Садовник
В этом подковообразном здании нет комнаты лучше библиотеки, она приходится как раз на правую ветвь подковы и вбита в нее будто гвоздь – длинная, темная, с пыльным неживым камином в углу, даже вино на полках выглядит здесь бутафорским. И все же это лучшая комната. Стоит мне зайти сюда в ярости или усталому, словно пес, как кровь перестает громыхать у меня в ушах.
На одной стене там висит портрет хозяйки поместья, на другой – россыпь немецких гравюр в серебряных рамках. Не то Никлаус Мануэль, не то доминиканцы, я не слишком большой знаток. Залихватская Смерть в драных сапогах играет на флейте, а мертвецы бьют в тамбурины и пляшут: «Fistula tartarea vos jungit in una chorea».
Мне нравится сидеть на подоконнике в столовой «Бриатико», где всегда темно, потому что она примыкает к зимнему саду, забитому влажными фиолетовыми листьями, будто пудинг сливами. Еще я люблю заходить в бассейн рано утром, до прихода тренера и первых постояльцев, садиться в гулком пустом зале на ступеньку и думать обо всем понемногу. Меня забавляет надпись, выложенная на голубой стене мелкими синими плитками: Quando l'acqua tocca il collo, tutti imparano a nuotare. Как тонуть начнешь, так и плавать научишься.

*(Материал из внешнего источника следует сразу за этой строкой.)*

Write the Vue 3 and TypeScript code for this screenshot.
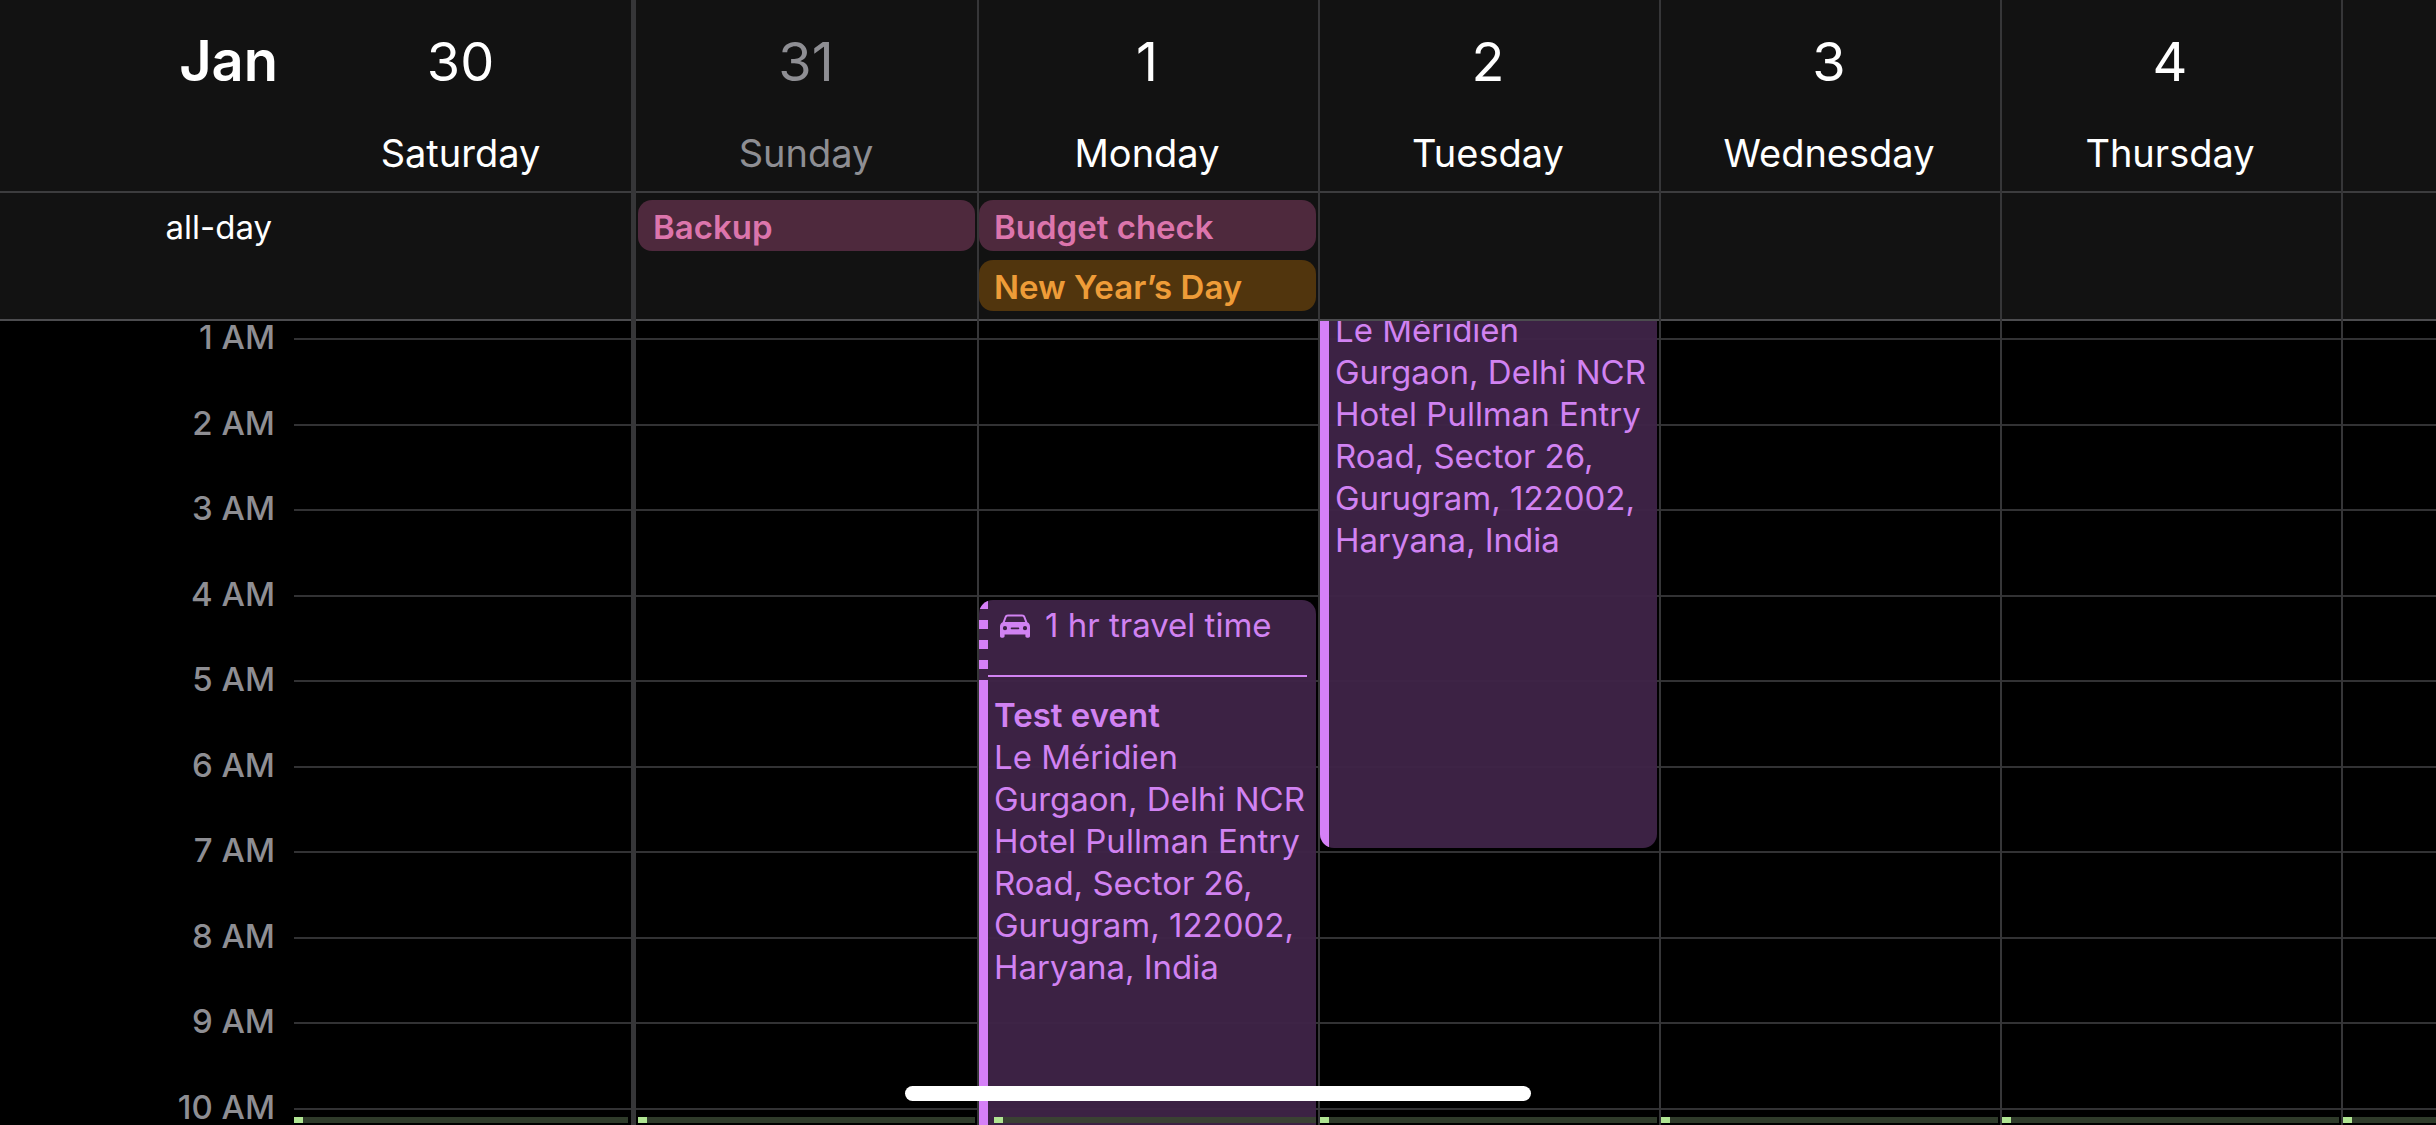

Я думаю о бурях равноденствия, о движении и закономерности смерти, о том, что сирокко пахнет залежавшимся сыром, а мистраль – опилками. Я думаю о собачьих днях в июле, днях дрозда в январе и терновой зиме в марте, и еще о том, что поверил бы в Бога, который скажет: все мы бедолаги, все мы горе луковое, черт побери. С самого детства мы слышим тихий болезненный звук флейты и идем на него, будто на зов крысолова, разве это не слабость, которой нет оправдания? Разве это не слабость – признавать смерть?
Я говорил об этом с Петрой в начале апреля, когда мы лежали, ежась от утреннего холода, в продуваемом насквозь флигеле конюха. Nave nave mahana, сказал я ей, так называется картина Гогена – на таитянском означает беззаботные денечки. Тебе и в голову не приходит, как вам здесь повезло, сказал я, и она печально вздохнула.
Не знаю, как эта девочка оказалась в моей постели, я просто сдался ей, будто тевтонская армия Сулле, ее так трясло, что я растерялся, казалось – скажи я хоть слово, и она рассыплется на кусочки, как стальной мост от того, что рота солдат шагает по нему в ногу. Поэтому я молчал, я позволил ей делать все, что она захочет.
Мне показалось, что она смолистая и тяжелая, будто шишка гималайского кедра, хотя на вид Петра казалась маленькой и даже хрупкой. Все дело было в ее заднице. Никогда еще не прикасался к такой заднице: вырезанной в форме виолончельной деки, твердой и гладкой, будто тирольская ель, с двумя эфами-тату в виде морского конька, которых она почему-то стыдилась.
Утром я предложил ей помыться в ванной, но она сказала, что предпочитает душ. Конюх жил на походный манер, у него античный сортир с дырой в полу, зато посреди кухни здесь стоит чугунная ванна, воду в нее нужно наливать из ведерка, согревая на кухонной плите, а потом вычерпывать и выливать в окно.
Петра сказала мне, что конюха убили не так давно, за год до моего приезда в «Бриатико». Он перебрался на окраину поместья после смерти Стефании, чтобы присматривать за двумя старыми кобылами, которых новый хозяин чуть было не отослал на бойню. Молодую кобылу пристрелили сразу за то, что она сбросила наездницу и размозжила ей череп копытом. Старухе было за шестьдесят, обезумевшая кобыла была только что куплена и, наверное, плохо обучена, и все же в этой истории было что-то неестественное – как белая мягкая косточка в недозрелой сливе. Я думал, что женщина, которая держит собственную конюшню, легко управится с любой лошадью, сказал я Петре, и она покачала головой:
– Так и есть. Стефания была отличной наездницей, каждый день выезжала. Лошадь могли опоить. Опоить и подрезать подпруги, например.
Похоже, этот призрачный конюх носил пристреленную кобылу на шее, как несчастный моряк альбатроса, подумал я, но вслух говорить не стал. Я не слишком-то люблю Кольриджа.